Zouhaier Attia

Personal information
- Date of birth: 28 June 1989 (age 36)
- Place of birth: Tunisia
- Position: midfielder

Senior career*
- Years: Team / Apps / (Gls)
- 2014–2015: AS Djerba
- 2015–2017: ES Zarzis
- 2017–2018: AS Gabès
- 2018–2020: US Ben Guerdane

= Zouhaier Attia =

Tunisian footballer

Zouhaier Attia (born 28 June 1989) is a Tunisian footballer. He is right-footed and played the primary position of an attacking midfielder, but also worked the roles of left and right winger. He began his career on August 13, 2014, when he played in his first game with AS Djerba. Attia played with Djerba for one season and on, July 1, 2015, he transferred to ES Zarzis.
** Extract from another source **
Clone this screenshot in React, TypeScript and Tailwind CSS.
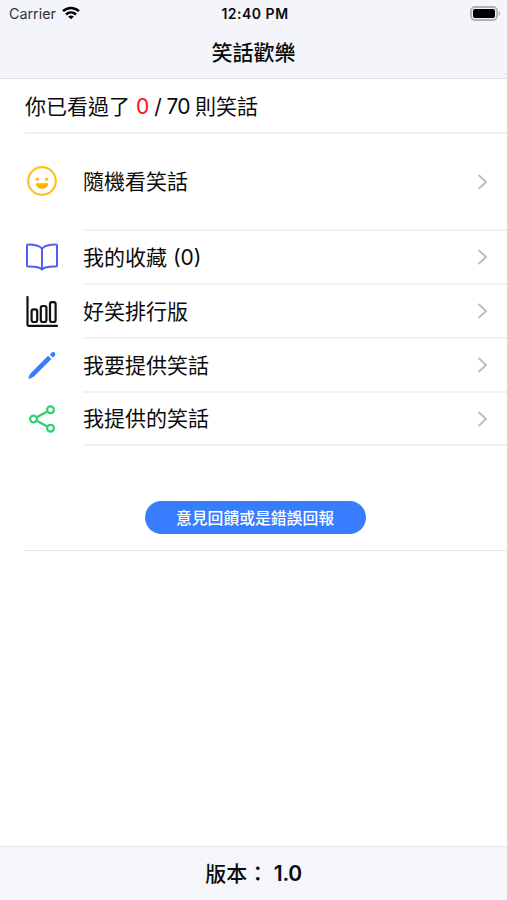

He played two seasons with the club until he transferred to AS Gabès. He played with Gabès from July 1, 2017, to December 19, 2018, when he made his final transfer and joined US Ben Guerdane. After nearly two years of play there, he left the club and has been without a club since October 1, 2020. Attia has no record of serious injury or absences from games.

== Statistics ==
Throughout his six-year-long career, Attia played the most games (49) for ES Zarzis, his second club, and played the fewest (19) for AS Gabès, his third club. Attia scored six goals across 111 games, scoring zero goals during his 21-game tenure with US Ben Guerdane, one during his 19 games at AS Gabès, two in 49 games at ES Zarzis and two goals in his 22 games at AS Djerba. He received eight yellow cards in his career but was not once ejected during a game, from either two yellow cards or one red card. Of all 111 games played, Attia was an on-field starter in 71 of them.